__Exercise requirements__: Retype nothing but the lines from the start of the material up to and including the line with "const r = 16;". Pictures don't belong in the copy.

__Data shown__:
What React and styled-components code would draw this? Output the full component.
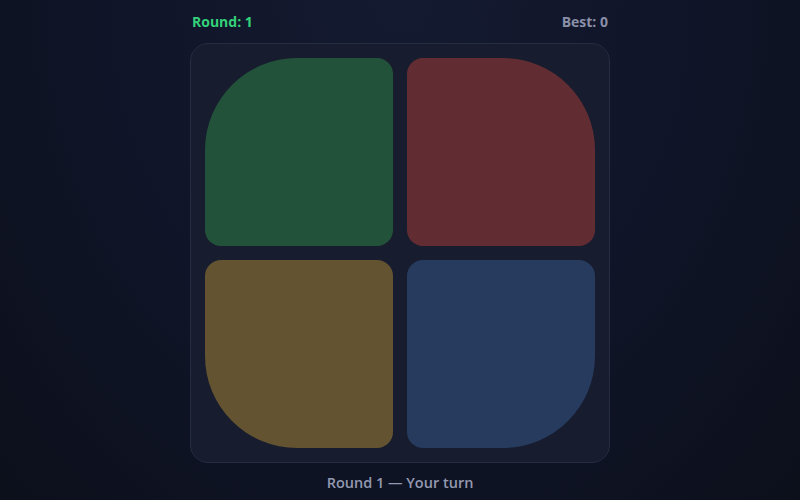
import React from "react";
import styled, { createGlobalStyle } from "styled-components";

const Global = createGlobalStyle`
  html, body { margin: 0; padding: 0; }
  body {
    width: 800px;
    height: 500px;
    overflow: hidden;
    background: radial-gradient(ellipse at 50% 0%, #141a2f 0%, #10152a 45%, #0c101b 100%);
    font-family: "Open Sans", "Noto Sans", sans-serif;
  }
`;

const Page = styled.main`
  display: flex;
  flex-direction: column;
  align-items: center;
  padding-top: 11px;
`;

const Header = styled.header`
  width: 416px;
  display: flex;
  justify-content: space-between;
  align-items: center;
  height: 20px;
  font-size: 14px;
  font-weight: 700;
  margin-bottom: 12px;
`;

const Stat = styled.span`
  color: ${(p) => p.$color};
`;

const Board = styled.section`
  box-sizing: border-box;
  width: 420px;
  height: 420px;
  padding: 14px;
  display: grid;
  grid-template-columns: 1fr 1fr;
  grid-template-rows: 1fr 1fr;
  gap: 14px;
  background: #171c2e;
  border: 1px solid #262c41;
  border-radius: 18px;
`;

const R = 92;
const r = 16;

const Pad = styled.button`
  border: none;
  padding: 0;
  cursor: pointer;
  background: ${(p) => p.$color};
  border-radius: ${(p) =>
    [
      p.$corner === "tl" ? R : r,
      p.$corner === "tr" ? R : r,
      p.$corner === "br" ? R : r,
      p.$corner === "bl" ? R : r,
    ]
      .map((v) => v + "px")
      .join(" ")};
`;

const Status = styled.p`
  margin: 10px 0 0;
  font-size: 14.5px;
  font-weight: 600;
  color: #9499b1;
  line-height: 20px;
`;

const pads = [
  { id: "green", color: "#22533a", corner: "tl" },
  { id: "red", color: "#612d33", corner: "tr" },
  { id: "yellow", color: "#635330", corner: "bl" },
  { id: "blue", color: "#263b5e", corner: "br" },
];

export default function App() {
  return (
    <>
      <Global />
      <Page>
        <Header>
          <Stat $color="#34d17a">Round: 1</Stat>
          <Stat $color="#8a8fa8">Best: 0</Stat>
        </Header>
        <Board>
          {pads.map((p) => (
            <Pad key={p.id} aria-label={p.id} $color={p.color} $corner={p.corner} />
          ))}
        </Board>
        <Status>Round 1 — Your turn</Status>
      </Page>
    </>
  );
}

__Solution below__:
What React and styled-components code would draw this? Output the full component.
import React from "react";
import styled, { createGlobalStyle } from "styled-components";

const Global = createGlobalStyle`
  html, body { margin: 0; padding: 0; }
  body {
    width: 800px;
    height: 500px;
    overflow: hidden;
    background: radial-gradient(ellipse at 50% 0%, #141a2f 0%, #10152a 45%, #0c101b 100%);
    font-family: "Open Sans", "Noto Sans", sans-serif;
  }
`;

const Page = styled.main`
  display: flex;
  flex-direction: column;
  align-items: center;
  padding-top: 11px;
`;

const Header = styled.header`
  width: 416px;
  display: flex;
  justify-content: space-between;
  align-items: center;
  height: 20px;
  font-size: 14px;
  font-weight: 700;
  margin-bottom: 12px;
`;

const Stat = styled.span`
  color: ${(p) => p.$color};
`;

const Board = styled.section`
  box-sizing: border-box;
  width: 420px;
  height: 420px;
  padding: 14px;
  display: grid;
  grid-template-columns: 1fr 1fr;
  grid-template-rows: 1fr 1fr;
  gap: 14px;
  background: #171c2e;
  border: 1px solid #262c41;
  border-radius: 18px;
`;

const R = 92;
const r = 16;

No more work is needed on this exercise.